Problem statement => Locate each line containing the string "this" and copy it out.

Pages as source code =>
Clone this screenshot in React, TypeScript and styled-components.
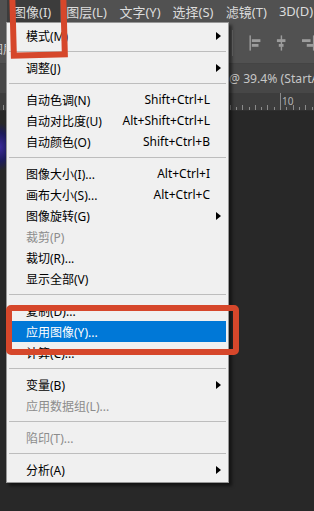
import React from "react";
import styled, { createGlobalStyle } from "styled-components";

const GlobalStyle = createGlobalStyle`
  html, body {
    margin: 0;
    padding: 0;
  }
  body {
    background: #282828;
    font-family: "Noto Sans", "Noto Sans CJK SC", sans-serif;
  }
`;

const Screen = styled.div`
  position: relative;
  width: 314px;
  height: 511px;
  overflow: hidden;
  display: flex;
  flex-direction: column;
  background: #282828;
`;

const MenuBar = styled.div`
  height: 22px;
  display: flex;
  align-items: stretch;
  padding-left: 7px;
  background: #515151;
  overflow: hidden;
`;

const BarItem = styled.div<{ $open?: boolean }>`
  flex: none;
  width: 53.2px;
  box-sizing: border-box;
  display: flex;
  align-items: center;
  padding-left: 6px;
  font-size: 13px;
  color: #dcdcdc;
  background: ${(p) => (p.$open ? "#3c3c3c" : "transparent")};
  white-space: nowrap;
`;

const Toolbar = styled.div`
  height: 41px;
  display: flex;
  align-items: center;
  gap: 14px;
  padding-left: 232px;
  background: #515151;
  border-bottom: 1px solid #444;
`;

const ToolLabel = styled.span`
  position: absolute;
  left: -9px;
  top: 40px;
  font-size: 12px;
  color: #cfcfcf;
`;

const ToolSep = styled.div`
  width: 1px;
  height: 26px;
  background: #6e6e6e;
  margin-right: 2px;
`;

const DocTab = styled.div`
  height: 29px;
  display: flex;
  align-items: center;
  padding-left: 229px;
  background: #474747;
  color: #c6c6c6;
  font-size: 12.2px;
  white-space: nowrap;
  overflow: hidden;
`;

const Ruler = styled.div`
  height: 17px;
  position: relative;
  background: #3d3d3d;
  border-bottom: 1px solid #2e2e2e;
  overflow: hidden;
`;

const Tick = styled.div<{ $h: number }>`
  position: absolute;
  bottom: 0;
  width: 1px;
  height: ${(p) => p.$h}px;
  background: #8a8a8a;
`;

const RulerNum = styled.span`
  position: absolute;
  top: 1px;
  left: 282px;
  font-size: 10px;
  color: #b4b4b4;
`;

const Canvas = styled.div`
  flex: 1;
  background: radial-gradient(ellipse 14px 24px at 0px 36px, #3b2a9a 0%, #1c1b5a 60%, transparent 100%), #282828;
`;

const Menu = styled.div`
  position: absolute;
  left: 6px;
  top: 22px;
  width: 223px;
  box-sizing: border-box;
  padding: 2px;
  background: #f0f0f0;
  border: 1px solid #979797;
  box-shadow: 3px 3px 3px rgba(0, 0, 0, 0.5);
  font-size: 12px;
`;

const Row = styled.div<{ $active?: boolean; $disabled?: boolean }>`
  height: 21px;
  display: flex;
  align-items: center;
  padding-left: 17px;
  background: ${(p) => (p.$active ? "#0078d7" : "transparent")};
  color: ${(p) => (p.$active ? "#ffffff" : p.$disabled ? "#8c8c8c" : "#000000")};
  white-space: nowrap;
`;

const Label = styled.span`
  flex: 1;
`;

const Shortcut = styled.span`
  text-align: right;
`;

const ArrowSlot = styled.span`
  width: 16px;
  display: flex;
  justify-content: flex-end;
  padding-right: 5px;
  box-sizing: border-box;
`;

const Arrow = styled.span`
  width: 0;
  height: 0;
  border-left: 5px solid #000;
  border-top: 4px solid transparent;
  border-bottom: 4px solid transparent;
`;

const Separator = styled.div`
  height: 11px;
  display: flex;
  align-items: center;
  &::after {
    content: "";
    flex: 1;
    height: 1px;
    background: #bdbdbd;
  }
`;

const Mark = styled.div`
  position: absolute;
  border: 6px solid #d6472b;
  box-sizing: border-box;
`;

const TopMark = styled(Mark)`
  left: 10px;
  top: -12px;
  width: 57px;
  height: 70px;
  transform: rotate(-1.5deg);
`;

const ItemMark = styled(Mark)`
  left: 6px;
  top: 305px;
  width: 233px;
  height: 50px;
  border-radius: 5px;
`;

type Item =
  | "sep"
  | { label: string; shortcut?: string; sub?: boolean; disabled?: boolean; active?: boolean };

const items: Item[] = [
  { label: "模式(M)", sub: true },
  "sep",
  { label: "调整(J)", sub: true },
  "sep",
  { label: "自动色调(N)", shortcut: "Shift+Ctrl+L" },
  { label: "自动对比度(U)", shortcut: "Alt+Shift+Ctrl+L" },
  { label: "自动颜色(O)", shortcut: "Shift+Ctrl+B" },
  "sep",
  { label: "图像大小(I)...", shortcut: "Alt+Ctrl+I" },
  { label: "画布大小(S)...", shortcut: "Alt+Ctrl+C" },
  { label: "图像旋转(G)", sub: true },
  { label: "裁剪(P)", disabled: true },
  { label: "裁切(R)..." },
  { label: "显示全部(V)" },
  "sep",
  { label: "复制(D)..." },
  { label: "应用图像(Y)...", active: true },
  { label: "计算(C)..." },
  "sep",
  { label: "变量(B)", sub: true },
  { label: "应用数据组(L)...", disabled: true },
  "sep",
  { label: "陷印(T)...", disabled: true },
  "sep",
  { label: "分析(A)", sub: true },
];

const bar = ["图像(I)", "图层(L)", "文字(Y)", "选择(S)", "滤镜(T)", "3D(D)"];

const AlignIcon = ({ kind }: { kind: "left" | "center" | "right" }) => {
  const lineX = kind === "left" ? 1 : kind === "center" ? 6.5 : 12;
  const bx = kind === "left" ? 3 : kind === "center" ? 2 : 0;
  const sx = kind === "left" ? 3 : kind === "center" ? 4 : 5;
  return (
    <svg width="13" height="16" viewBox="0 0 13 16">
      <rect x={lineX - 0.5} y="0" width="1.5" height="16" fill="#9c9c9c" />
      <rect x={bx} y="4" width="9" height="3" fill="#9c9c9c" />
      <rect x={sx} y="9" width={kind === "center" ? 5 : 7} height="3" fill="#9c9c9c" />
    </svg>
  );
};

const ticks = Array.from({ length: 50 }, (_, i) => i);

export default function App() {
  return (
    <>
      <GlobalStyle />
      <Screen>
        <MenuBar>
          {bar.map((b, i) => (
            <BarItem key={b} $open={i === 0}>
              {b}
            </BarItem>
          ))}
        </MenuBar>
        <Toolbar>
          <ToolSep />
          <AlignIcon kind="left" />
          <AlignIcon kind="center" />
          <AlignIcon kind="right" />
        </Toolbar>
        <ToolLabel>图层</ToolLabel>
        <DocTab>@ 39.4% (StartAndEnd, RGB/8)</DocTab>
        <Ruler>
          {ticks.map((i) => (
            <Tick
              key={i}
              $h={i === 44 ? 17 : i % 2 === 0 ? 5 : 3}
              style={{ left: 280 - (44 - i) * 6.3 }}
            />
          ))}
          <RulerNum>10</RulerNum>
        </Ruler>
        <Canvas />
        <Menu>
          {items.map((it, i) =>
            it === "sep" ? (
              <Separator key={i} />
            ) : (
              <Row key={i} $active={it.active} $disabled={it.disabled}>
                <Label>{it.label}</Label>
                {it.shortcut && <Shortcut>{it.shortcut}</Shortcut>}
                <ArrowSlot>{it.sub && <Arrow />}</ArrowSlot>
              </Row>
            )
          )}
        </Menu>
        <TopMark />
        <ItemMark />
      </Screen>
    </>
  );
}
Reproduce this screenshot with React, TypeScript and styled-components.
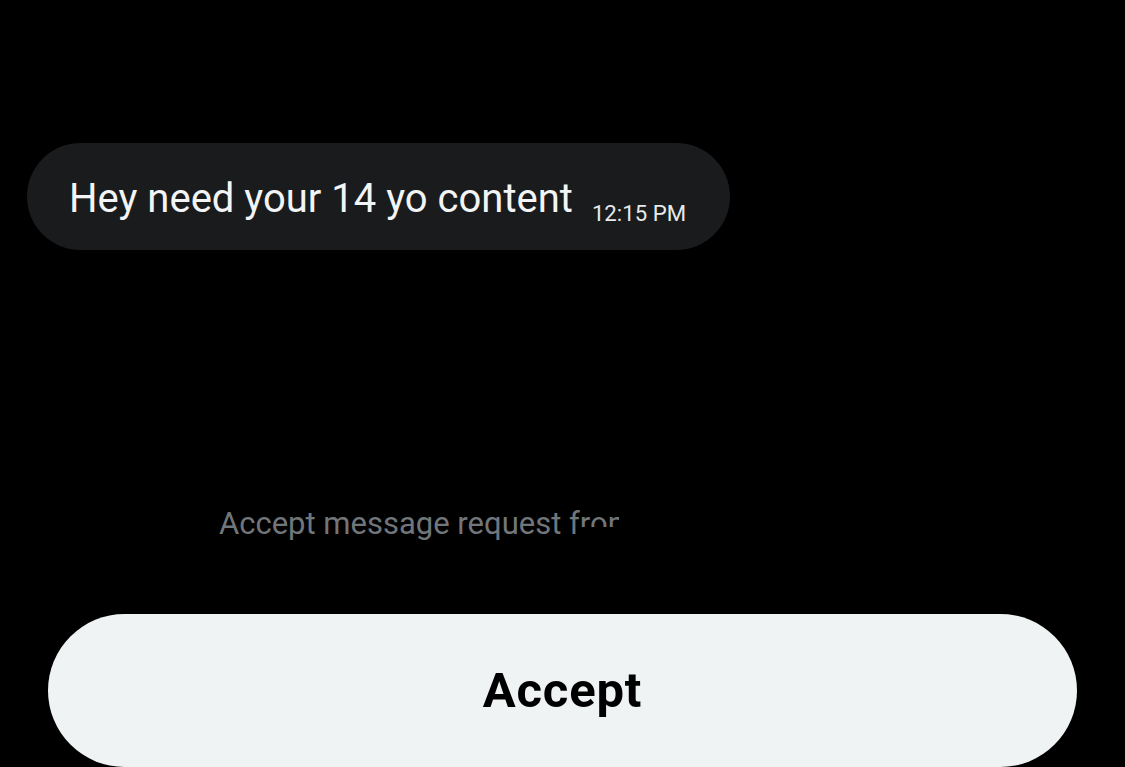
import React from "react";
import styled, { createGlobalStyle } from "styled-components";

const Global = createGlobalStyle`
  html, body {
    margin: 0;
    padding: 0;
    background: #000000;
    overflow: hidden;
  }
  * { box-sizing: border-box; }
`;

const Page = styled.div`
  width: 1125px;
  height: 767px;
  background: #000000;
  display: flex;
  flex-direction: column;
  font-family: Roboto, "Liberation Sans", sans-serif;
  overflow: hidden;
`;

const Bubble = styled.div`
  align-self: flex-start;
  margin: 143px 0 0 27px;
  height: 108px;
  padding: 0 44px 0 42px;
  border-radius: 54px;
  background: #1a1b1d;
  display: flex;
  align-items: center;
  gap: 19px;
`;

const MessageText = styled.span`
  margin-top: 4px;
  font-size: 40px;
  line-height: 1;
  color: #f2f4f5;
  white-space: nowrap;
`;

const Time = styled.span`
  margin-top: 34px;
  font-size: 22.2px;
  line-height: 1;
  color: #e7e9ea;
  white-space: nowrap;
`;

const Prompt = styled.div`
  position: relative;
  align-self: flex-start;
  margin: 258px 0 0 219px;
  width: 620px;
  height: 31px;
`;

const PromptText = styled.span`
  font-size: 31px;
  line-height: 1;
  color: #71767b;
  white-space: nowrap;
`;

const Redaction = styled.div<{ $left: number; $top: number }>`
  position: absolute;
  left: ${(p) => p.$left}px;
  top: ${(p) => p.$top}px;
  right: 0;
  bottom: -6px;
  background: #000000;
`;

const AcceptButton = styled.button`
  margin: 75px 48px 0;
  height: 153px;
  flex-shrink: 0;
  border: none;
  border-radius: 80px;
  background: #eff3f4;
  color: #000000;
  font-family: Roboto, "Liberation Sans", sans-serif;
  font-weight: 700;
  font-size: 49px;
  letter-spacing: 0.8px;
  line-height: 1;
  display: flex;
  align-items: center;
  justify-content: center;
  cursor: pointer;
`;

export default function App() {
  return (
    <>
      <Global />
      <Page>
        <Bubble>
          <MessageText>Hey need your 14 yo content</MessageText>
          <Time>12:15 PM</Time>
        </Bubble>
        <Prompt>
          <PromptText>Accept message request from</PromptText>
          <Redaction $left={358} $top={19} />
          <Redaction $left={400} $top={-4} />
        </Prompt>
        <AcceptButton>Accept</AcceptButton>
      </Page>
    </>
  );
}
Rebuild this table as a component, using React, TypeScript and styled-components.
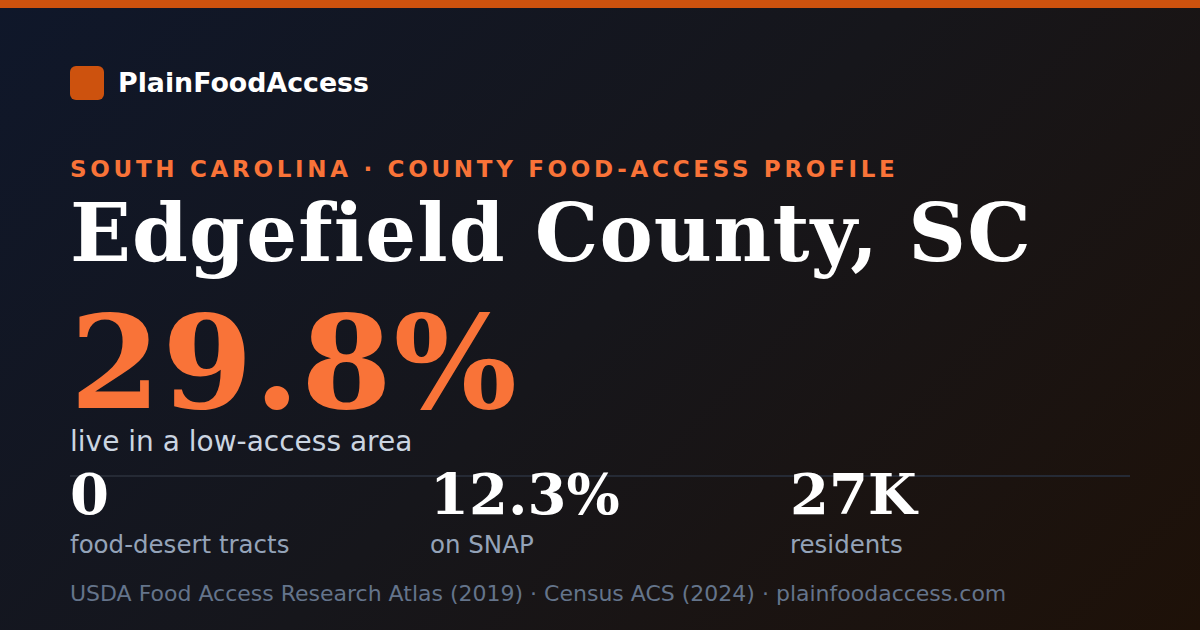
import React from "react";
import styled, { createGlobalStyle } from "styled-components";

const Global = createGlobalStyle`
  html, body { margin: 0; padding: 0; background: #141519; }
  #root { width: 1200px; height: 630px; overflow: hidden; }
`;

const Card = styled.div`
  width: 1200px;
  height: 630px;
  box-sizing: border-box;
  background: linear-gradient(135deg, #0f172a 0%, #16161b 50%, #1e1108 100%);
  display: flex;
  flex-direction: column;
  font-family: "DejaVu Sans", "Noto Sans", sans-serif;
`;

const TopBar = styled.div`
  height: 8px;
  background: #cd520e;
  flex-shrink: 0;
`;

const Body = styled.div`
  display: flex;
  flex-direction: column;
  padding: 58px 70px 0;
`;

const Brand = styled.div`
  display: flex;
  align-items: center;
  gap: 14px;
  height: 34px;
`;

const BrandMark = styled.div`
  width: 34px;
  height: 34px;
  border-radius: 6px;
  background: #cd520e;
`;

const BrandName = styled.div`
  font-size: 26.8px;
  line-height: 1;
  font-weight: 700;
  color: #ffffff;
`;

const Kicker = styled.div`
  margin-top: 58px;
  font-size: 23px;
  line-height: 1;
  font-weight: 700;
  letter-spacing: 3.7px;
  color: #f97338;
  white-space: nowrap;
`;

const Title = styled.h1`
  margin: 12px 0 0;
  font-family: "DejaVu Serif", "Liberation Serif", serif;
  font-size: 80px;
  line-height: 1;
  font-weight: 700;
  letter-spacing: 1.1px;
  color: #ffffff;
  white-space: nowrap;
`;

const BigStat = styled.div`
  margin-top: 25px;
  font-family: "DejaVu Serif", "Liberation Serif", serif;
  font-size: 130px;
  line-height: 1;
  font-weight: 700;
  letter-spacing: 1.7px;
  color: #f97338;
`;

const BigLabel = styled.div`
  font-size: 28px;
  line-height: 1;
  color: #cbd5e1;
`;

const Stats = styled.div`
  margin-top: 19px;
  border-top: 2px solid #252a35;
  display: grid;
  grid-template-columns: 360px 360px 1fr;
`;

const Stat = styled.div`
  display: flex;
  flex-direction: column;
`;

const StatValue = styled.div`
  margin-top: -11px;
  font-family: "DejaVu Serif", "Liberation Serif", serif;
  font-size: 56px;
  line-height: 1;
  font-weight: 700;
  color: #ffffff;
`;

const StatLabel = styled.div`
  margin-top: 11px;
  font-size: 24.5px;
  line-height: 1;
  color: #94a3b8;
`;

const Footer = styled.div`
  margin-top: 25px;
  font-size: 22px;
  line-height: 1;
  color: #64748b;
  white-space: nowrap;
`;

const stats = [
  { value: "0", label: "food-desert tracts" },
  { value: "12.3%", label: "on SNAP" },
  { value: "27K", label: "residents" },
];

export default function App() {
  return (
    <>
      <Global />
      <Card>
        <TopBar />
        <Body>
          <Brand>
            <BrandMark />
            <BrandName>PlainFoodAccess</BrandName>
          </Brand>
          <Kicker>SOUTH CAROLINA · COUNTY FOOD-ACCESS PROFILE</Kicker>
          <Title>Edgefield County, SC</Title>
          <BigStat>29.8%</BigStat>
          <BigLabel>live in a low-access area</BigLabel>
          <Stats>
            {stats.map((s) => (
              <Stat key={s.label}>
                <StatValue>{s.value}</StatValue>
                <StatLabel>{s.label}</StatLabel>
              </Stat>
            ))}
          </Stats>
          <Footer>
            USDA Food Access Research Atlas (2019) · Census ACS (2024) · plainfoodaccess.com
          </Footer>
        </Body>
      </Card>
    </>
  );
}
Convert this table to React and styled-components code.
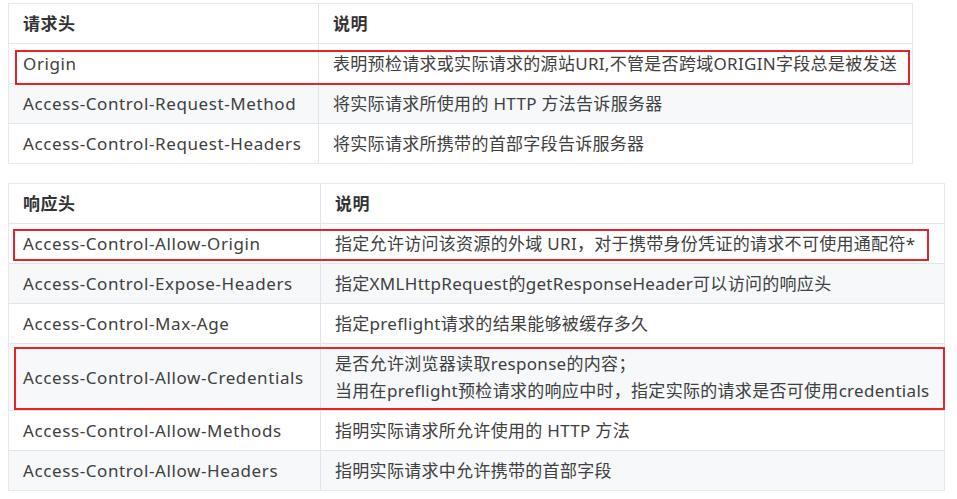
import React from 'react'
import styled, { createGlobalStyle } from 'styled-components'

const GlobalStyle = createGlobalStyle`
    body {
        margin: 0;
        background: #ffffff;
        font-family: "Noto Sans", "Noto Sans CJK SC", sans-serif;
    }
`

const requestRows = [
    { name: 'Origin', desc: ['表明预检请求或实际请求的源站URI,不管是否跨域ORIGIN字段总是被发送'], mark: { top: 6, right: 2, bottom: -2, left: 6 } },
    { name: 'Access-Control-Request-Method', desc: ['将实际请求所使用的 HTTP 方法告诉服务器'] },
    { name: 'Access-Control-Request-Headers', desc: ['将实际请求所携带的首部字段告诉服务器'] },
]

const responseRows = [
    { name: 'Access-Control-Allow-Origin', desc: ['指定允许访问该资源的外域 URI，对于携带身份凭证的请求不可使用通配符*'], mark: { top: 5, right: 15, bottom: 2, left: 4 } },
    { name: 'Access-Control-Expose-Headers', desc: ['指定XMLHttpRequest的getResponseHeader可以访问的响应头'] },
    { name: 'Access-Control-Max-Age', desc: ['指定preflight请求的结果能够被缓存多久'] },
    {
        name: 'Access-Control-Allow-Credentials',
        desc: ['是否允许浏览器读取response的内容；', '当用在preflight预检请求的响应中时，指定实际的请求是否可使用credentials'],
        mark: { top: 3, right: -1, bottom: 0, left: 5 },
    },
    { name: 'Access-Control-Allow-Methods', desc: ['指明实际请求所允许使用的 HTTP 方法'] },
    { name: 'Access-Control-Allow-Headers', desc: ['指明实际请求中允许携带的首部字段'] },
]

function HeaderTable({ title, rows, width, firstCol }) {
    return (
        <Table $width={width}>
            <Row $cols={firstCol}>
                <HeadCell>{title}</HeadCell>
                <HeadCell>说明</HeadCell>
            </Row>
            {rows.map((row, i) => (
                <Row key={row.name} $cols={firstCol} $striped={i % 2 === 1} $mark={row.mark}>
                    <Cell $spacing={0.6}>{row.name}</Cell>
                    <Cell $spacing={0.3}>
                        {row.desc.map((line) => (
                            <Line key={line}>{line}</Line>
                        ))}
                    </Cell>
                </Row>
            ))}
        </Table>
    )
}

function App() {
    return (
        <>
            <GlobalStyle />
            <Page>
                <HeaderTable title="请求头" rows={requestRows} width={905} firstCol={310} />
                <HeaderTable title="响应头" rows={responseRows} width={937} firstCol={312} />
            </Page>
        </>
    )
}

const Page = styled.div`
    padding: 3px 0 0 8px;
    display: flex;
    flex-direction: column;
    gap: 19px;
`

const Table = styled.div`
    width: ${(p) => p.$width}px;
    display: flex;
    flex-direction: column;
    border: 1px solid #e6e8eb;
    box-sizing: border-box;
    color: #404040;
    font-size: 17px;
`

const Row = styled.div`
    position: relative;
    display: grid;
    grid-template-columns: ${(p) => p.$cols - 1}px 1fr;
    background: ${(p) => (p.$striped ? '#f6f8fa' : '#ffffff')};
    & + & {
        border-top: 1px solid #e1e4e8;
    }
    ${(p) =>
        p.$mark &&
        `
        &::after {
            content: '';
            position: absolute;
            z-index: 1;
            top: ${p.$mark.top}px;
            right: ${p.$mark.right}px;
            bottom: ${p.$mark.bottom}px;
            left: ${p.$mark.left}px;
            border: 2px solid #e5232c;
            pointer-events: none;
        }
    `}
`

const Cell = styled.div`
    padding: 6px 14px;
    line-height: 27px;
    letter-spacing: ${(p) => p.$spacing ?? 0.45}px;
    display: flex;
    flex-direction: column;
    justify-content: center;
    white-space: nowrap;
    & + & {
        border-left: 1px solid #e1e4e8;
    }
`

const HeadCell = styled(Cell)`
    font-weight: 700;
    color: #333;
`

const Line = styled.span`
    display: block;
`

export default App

Answer below =>
Clone this screenshot in React, TypeScript and styled-components.
Reproduce this screenshot with React, TypeScript and styled-components.
Rebuild this table as a component, using React, TypeScript and styled-components.
Convert this table to React and styled-components code.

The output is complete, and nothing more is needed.